Fitzgerald, who is in custody, is scheduled to go on trial on July 31 on a host of federal charges related to the alleged scheme. The other four previously charged have pleaded guilty to charges related to the fraud scheme and are pending sentencing.

According to court documents, in late 1999 or early 2000, Fitzgerald and Abrams started a mortgage brokering company called Desert Pacific Financial, Inc. (DPF). The company sent mortgage loan applications to lenders for review and funding, and received commissions from those lenders when the loans closed. In late 2001, Fitzgerald and Abrams renamed the company Beverly Hills Estates Funding, Inc. (BHEF).

Fitzgerald and Abrams purchased homes at their real market values. Abrams and his associates then recruited “straw borrowers” to obtain the inflated loans that were used to purchase homes from Fitzgerald and Abrams. The straw borrowers allowed the conspirators to use their names and credit to obtain mortgages as part of this “property-flipping” process. Armed with inflated appraisals and other false documentation, the conspirators submitted false and inflated loan application packages. As president of Americorp, Maize had contacts and business relationships with the victim lenders, which he exploited to deceive the victim lenders into approving and funding the inflated loans. He also abused his position as president and defrauded his employer, Prism/RBC, by deceiving the company into funding the inflated loans.

As one example, the case against Maize details the purchase by Fitzgerald and Abrams of a Bel Air home for $735,000. When they flipped the property, they “sold” the residence to a straw borrower for $2.37 million. A bogus loan application package went to Lehman Brothers Bank, and the bank unwittingly funded a loan of more than $1.4 million on the property – nearly double the true $735,000 purchase price – almost all of which ended up in one of the in-house escrow companies controlled by Fitzgerald and Abrams. According to the Maize charges, Lehman Brothers Bank alone was deceived into funding about 40 such inflated loans from March 2000 through July 2002. These 40 loans were for more than $28 million over the true prices of the homes. According to court documents, Maize received hundreds of thousands of dollars in kickbacks for his assistance in getting the loans approved. In 2001, he failed to report more than $175,000 of these kickbacks on his federal tax return.
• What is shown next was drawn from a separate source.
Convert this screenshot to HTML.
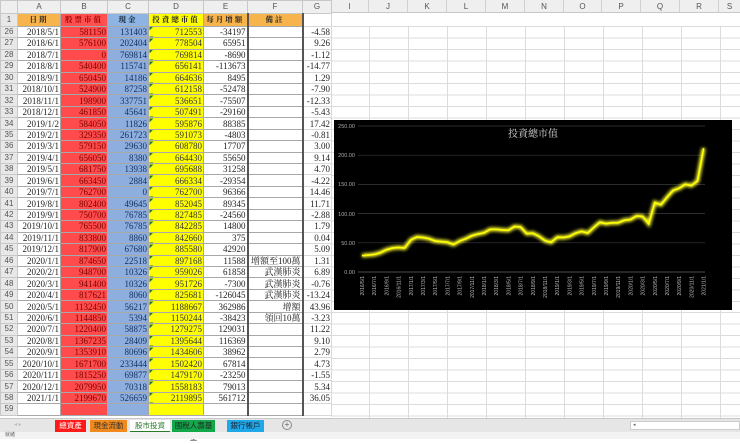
<!DOCTYPE html>
<html><head><meta charset="utf-8"><style>
*{margin:0;padding:0;box-sizing:border-box}
body{width:740px;height:439px;overflow:hidden;background:#fff;position:relative;font-family:"Liberation Serif","Noto Serif CJK SC",serif}
table{position:absolute;left:0;top:0;border-collapse:collapse;table-layout:fixed;width:331px}
td,th{font-size:9px;line-height:10px;padding:0 1px;white-space:nowrap;overflow:hidden;border:1px solid #a8a8a8;text-align:right;color:#222;font-weight:normal}
th{background:#e8e8e8;color:#555;text-align:center;font-family:"Liberation Sans",sans-serif;border-color:#c8c8c8;font-size:8px}
tr.ch th{height:13px;background:#efefef}
tr.h1 td{height:12.8px;text-align:center;font-weight:bold;font-size:7.5px;letter-spacing:2px;font-family:"Liberation Serif","Noto Serif CJK TC",serif}
tr{height:11.45px}
td:nth-child(3){background:#ff4b4b;color:#7a0000}
td:nth-child(4){background:#8eaee0;color:#10305a}
td:nth-child(5){background:linear-gradient(135deg,#1f7a2a 2.5px,transparent 3px),#ffff00;color:#333}
td:nth-child(6){border-right:2px solid #555}
td:nth-child(7){border-right:2px solid #555;font-family:"Liberation Serif","Noto Serif CJK TC",serif}
td:nth-child(8){border-left:none;border-color:#d8d8d8 #d8d8d8 #d8d8d8 #555}
tr.h1 td:nth-child(2),tr.h1 td:nth-child(6),tr.h1 td:nth-child(7){background:#f8b44c;color:#222}
tr.h1 td:nth-child(3){background:#ff5050;color:#900}
tr.h1 td:nth-child(4){background:#8db4e2;color:#123}
tr.h1 td:nth-child(5){background:#ffff00;color:#222}
tr.h1 td:nth-child(8){background:#fff}
#grid2{position:absolute;left:331px;top:26px;width:409px;height:392px;background:#fff;
background-image:repeating-linear-gradient(90deg,transparent 0 38px,#dcdcdc 38px 39px),repeating-linear-gradient(180deg,#dcdcdc 0 1px,transparent 1px 11.45px)}
#colh{position:absolute;left:331px;top:0;width:409px;height:13px;background:#efefef;border-bottom:1px solid #c8c8c8;display:flex;font-family:"Liberation Sans",sans-serif;font-size:8px;color:#555}
#colh span{width:39px;text-align:center;line-height:13px;border-right:1px solid #d0d0d0}
#tabs{position:absolute;left:0;top:418px;width:740px;height:14px;background:#e6e6e6;border-top:1px solid #c8c8c8}
.tab{position:absolute;top:1px;height:12px;font-size:7.5px;line-height:12px;text-align:center;color:#fff;font-family:"Liberation Sans","Noto Sans CJK TC",sans-serif}
#status{position:absolute;left:0;top:432px;width:740px;height:7px;background:#f3f3f3;font-size:5px;line-height:7px;padding-left:5px;color:#666;font-family:"Liberation Sans","Noto Sans CJK TC",sans-serif}
</style></head><body>
<div id="grid2"></div>
<div id="colh"><span style="width:38px">I</span><span>J</span><span>K</span><span>L</span><span>M</span><span>N</span><span style="width:38px">O</span><span>P</span><span>Q</span><span>R</span><span style="width:21px;border:0">S</span></div>
<table>
<colgroup><col style="width:17px"><col style="width:43px"><col style="width:47px"><col style="width:41px"><col style="width:55px"><col style="width:44px"><col style="width:55px"><col style="width:29px"></colgroup>
<tr class="ch"><th></th><th>A</th><th>B</th><th>C</th><th>D</th><th>E</th><th>F</th><th>G</th></tr>
<tr class="h1"><th>1</th><td>日期</td><td>股票市值</td><td>現金</td><td>投資總市值</td><td>每月增額</td><td>備註</td><td></td></tr>
<tr><th>26</th><td>2018/5/1</td><td>581150</td><td>131403</td><td>712553</td><td>-34197</td><td></td><td>-4.58</td></tr>
<tr><th>27</th><td>2018/6/1</td><td>576100</td><td>202404</td><td>778504</td><td>65951</td><td></td><td>9.26</td></tr>
<tr><th>28</th><td>2018/7/1</td><td>0</td><td>769814</td><td>769814</td><td>-8690</td><td></td><td>-1.12</td></tr>
<tr><th>29</th><td>2018/8/1</td><td>540400</td><td>115741</td><td>656141</td><td>-113673</td><td></td><td>-14.77</td></tr>
<tr><th>30</th><td>2018/9/1</td><td>650450</td><td>14186</td><td>664636</td><td>8495</td><td></td><td>1.29</td></tr>
<tr><th>31</th><td>2018/10/1</td><td>524900</td><td>87258</td><td>612158</td><td>-52478</td><td></td><td>-7.90</td></tr>
<tr><th>32</th><td>2018/11/1</td><td>198900</td><td>337751</td><td>536651</td><td>-75507</td><td></td><td>-12.33</td></tr>
<tr><th>33</th><td>2018/12/1</td><td>461850</td><td>45641</td><td>507491</td><td>-29160</td><td></td><td>-5.43</td></tr>
<tr><th>34</th><td>2019/1/2</td><td>584050</td><td>11826</td><td>595876</td><td>88385</td><td></td><td>17.42</td></tr>
<tr><th>35</th><td>2019/2/1</td><td>329350</td><td>261723</td><td>591073</td><td>-4803</td><td></td><td>-0.81</td></tr>
<tr><th>36</th><td>2019/3/1</td><td>579150</td><td>29630</td><td>608780</td><td>17707</td><td></td><td>3.00</td></tr>
<tr><th>37</th><td>2019/4/1</td><td>656050</td><td>8380</td><td>664430</td><td>55650</td><td></td><td>9.14</td></tr>
<tr><th>38</th><td>2019/5/1</td><td>681750</td><td>13938</td><td>695688</td><td>31258</td><td></td><td>4.70</td></tr>
<tr><th>39</th><td>2019/6/1</td><td>663450</td><td>2884</td><td>666334</td><td>-29354</td><td></td><td>-4.22</td></tr>
<tr><th>40</th><td>2019/7/1</td><td>762700</td><td>0</td><td>762700</td><td>96366</td><td></td><td>14.46</td></tr>
<tr><th>41</th><td>2019/8/1</td><td>802400</td><td>49645</td><td>852045</td><td>89345</td><td></td><td>11.71</td></tr>
<tr><th>42</th><td>2019/9/1</td><td>750700</td><td>76785</td><td>827485</td><td>-24560</td><td></td><td>-2.88</td></tr>
<tr><th>43</th><td>2019/10/1</td><td>765500</td><td>76785</td><td>842285</td><td>14800</td><td></td><td>1.79</td></tr>
<tr><th>44</th><td>2019/11/1</td><td>833800</td><td>8860</td><td>842660</td><td>375</td><td></td><td>0.04</td></tr>
<tr><th>45</th><td>2019/12/1</td><td>817900</td><td>67680</td><td>885580</td><td>42920</td><td></td><td>5.09</td></tr>
<tr><th>46</th><td>2020/1/1</td><td>874650</td><td>22518</td><td>897168</td><td>11588</td><td>增額至100萬</td><td>1.31</td></tr>
<tr><th>47</th><td>2020/2/1</td><td>948700</td><td>10326</td><td>959026</td><td>61858</td><td>武漢肺炎</td><td>6.89</td></tr>
<tr><th>48</th><td>2020/3/1</td><td>941400</td><td>10326</td><td>951726</td><td>-7300</td><td>武漢肺炎</td><td>-0.76</td></tr>
<tr><th>49</th><td>2020/4/1</td><td>817621</td><td>8060</td><td>825681</td><td>-126045</td><td>武漢肺炎</td><td>-13.24</td></tr>
<tr><th>50</th><td>2020/5/1</td><td>1132450</td><td>56217</td><td>1188667</td><td>362986</td><td>增額</td><td>43.96</td></tr>
<tr><th>51</th><td>2020/6/1</td><td>1144850</td><td>5394</td><td>1150244</td><td>-38423</td><td>領回10萬</td><td>-3.23</td></tr>
<tr><th>52</th><td>2020/7/1</td><td>1220400</td><td>58875</td><td>1279275</td><td>129031</td><td></td><td>11.22</td></tr>
<tr><th>53</th><td>2020/8/1</td><td>1367235</td><td>28409</td><td>1395644</td><td>116369</td><td></td><td>9.10</td></tr>
<tr><th>54</th><td>2020/9/1</td><td>1353910</td><td>80696</td><td>1434606</td><td>38962</td><td></td><td>2.79</td></tr>
<tr><th>55</th><td>2020/10/1</td><td>1671700</td><td>233444</td><td>1502420</td><td>67814</td><td></td><td>4.73</td></tr>
<tr><th>56</th><td>2020/11/1</td><td>1815250</td><td>69877</td><td>1479170</td><td>-23250</td><td></td><td>-1.55</td></tr>
<tr><th>57</th><td>2020/12/1</td><td>2079950</td><td>70318</td><td>1558183</td><td>79013</td><td></td><td>5.34</td></tr>
<tr><th>58</th><td>2021/1/1</td><td>2199670</td><td>526659</td><td>2119895</td><td>561712</td><td></td><td>36.05</td></tr>
<tr><th>59</th><td></td><td></td><td></td><td style="background:#ffff00"></td><td></td><td></td><td></td></tr>
</table>
<svg style="position:absolute;left:0;top:0" width="740" height="439" font-family="Liberation Sans, sans-serif">
<defs><filter id="gl" x="-5%" y="-5%" width="110%" height="110%"><feGaussianBlur stdDeviation="1.5"/></filter></defs>
<rect x="334" y="120" width="398" height="190" fill="#000"/>
<g stroke="#3a3a3a" stroke-width="0.7">
<line x1="358" x2="705" y1="126" y2="126"/><line x1="358" x2="705" y1="155.2" y2="155.2"/><line x1="358" x2="705" y1="184.4" y2="184.4"/><line x1="358" x2="705" y1="213.6" y2="213.6"/><line x1="358" x2="705" y1="242.8" y2="242.8"/><line x1="358" x2="705" y1="272" y2="272" stroke="#666"/>
</g>
<g fill="#aaa" font-size="5.5" text-anchor="end">
<text x="355" y="128">250.00</text><text x="355" y="157">200.00</text><text x="355" y="186">150.00</text><text x="355" y="216">100.00</text><text x="355" y="245">50.00</text><text x="355" y="274">0.00</text>
</g>
<text x="533" y="137" fill="#ddd" font-size="10" text-anchor="middle" font-family="Liberation Serif, Noto Serif CJK TC, serif">投資總市值</text>
<g filter="url(#gl)"><g transform="translate(362,272) scale(6.1,-0.584)">
<polyline fill="none" stroke="#ffff33" stroke-width="4" vector-effect="non-scaling-stroke" points="0,28 1,29 2,30 3,33 4,38 5,41 6,42 7,41 8,55 9,60 10,59 11,57 12,53 13,52 14,51 15,47 16,53 17,57 18,62 19,65 20,67 21,73 22,73 23,72 24,71.3 25,77.9 26,77 27,65.6 28,66.5 29,61.2 30,53.7 31,50.7 32,59.6 33,59.1 34,60.9 35,66.4 36,69.6 37,66.6 38,76.3 39,85.2 40,82.7 41,84.2 42,84.3 43,88.6 44,89.7 45,95.9 46,95.2 47,82.6 48,118.9 49,115 50,127.9 51,139.6 52,143.5 53,150.2 54,147.9 55,155.8 56,212"/>
</g></g>
<g transform="translate(362,272) scale(6.1,-0.584)">
<polyline fill="none" stroke="#ffff00" stroke-width="1.6" vector-effect="non-scaling-stroke" points="0,28 1,29 2,30 3,33 4,38 5,41 6,42 7,41 8,55 9,60 10,59 11,57 12,53 13,52 14,51 15,47 16,53 17,57 18,62 19,65 20,67 21,73 22,73 23,72 24,71.3 25,77.9 26,77 27,65.6 28,66.5 29,61.2 30,53.7 31,50.7 32,59.6 33,59.1 34,60.9 35,66.4 36,69.6 37,66.6 38,76.3 39,85.2 40,82.7 41,84.2 42,84.3 43,88.6 44,89.7 45,95.9 46,95.2 47,82.6 48,118.9 49,115 50,127.9 51,139.6 52,143.5 53,150.2 54,147.9 55,155.8 56,212"/>
</g>
<g fill="#bbb" font-size="5" text-anchor="end">
<text transform="translate(364,276) rotate(-90)">2016/5/1</text>
<text transform="translate(376.2,276) rotate(-90)">2016/7/1</text>
<text transform="translate(388.4,276) rotate(-90)">2016/9/1</text>
<text transform="translate(400.6,276) rotate(-90)">2016/11/1</text>
<text transform="translate(412.8,276) rotate(-90)">2017/1/1</text>
<text transform="translate(425,276) rotate(-90)">2017/3/1</text>
<text transform="translate(437.2,276) rotate(-90)">2017/5/1</text>
<text transform="translate(449.4,276) rotate(-90)">2017/7/1</text>
<text transform="translate(461.6,276) rotate(-90)">2017/9/1</text>
<text transform="translate(473.8,276) rotate(-90)">2017/11/1</text>
<text transform="translate(486,276) rotate(-90)">2018/1/1</text>
<text transform="translate(498.2,276) rotate(-90)">2018/3/1</text>
<text transform="translate(510.4,276) rotate(-90)">2018/5/1</text>
<text transform="translate(522.6,276) rotate(-90)">2018/7/1</text>
<text transform="translate(534.8,276) rotate(-90)">2018/9/1</text>
<text transform="translate(547,276) rotate(-90)">2018/11/1</text>
<text transform="translate(559.2,276) rotate(-90)">2019/1/1</text>
<text transform="translate(571.4,276) rotate(-90)">2019/3/1</text>
<text transform="translate(583.6,276) rotate(-90)">2019/5/1</text>
<text transform="translate(595.8,276) rotate(-90)">2019/7/1</text>
<text transform="translate(608,276) rotate(-90)">2019/9/1</text>
<text transform="translate(620.2,276) rotate(-90)">2019/11/1</text>
<text transform="translate(632.4,276) rotate(-90)">2020/1/1</text>
<text transform="translate(644.6,276) rotate(-90)">2020/3/1</text>
<text transform="translate(656.8,276) rotate(-90)">2020/5/1</text>
<text transform="translate(669,276) rotate(-90)">2020/7/1</text>
<text transform="translate(681.2,276) rotate(-90)">2020/9/1</text>
<text transform="translate(693.4,276) rotate(-90)">2020/11/1</text>
<text transform="translate(705.6,276) rotate(-90)">2021/1/1</text>
</g>
</svg>
<div id="tabs">
<span style="position:absolute;left:14px;top:2px;font-size:6px;color:#bbb">◂ ▸</span>
<div class="tab" style="left:55px;width:31px;background:#ff1a1a">總資產</div>
<div class="tab" style="left:90px;width:37px;background:#f08a1c;color:#333">現金流動</div>
<div class="tab" style="left:130px;width:40px;background:#fff;color:#2a7a2a;border-bottom:1px solid #2a7a2a">股市投資</div>
<div class="tab" style="left:172px;width:43px;background:#12a84a;color:#222">國稅人壽基金</div>
<div class="tab" style="left:227px;width:37px;background:#1fa8e8;color:#223">銀行帳戶</div>
<span style="position:absolute;left:282px;top:1px;width:10px;height:10px;border:1px solid #888;border-radius:50%;font-size:8px;line-height:8px;text-align:center;color:#666;font-family:'Liberation Sans',sans-serif">+</span>
<span style="position:absolute;left:630px;top:2px;width:110px;height:9px;background:#fff;border:1px solid #ccc;font-size:5px;line-height:7px;color:#666;padding-left:2px">◂</span>
</div>
<div id="status">就緒</div>
</body></html>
Maize faces a maximum possible sentence of 98 years in federal prison. In his plea agreement, Maize has agreed to pay $2.75 million in restitution prior to his sentencing, although he may be ordered to pay more at sentencing. The charges against Maize and the others are part of an ongoing investigation being conducted by the Federal Bureau of Investigation and IRS-Criminal Investigation Division.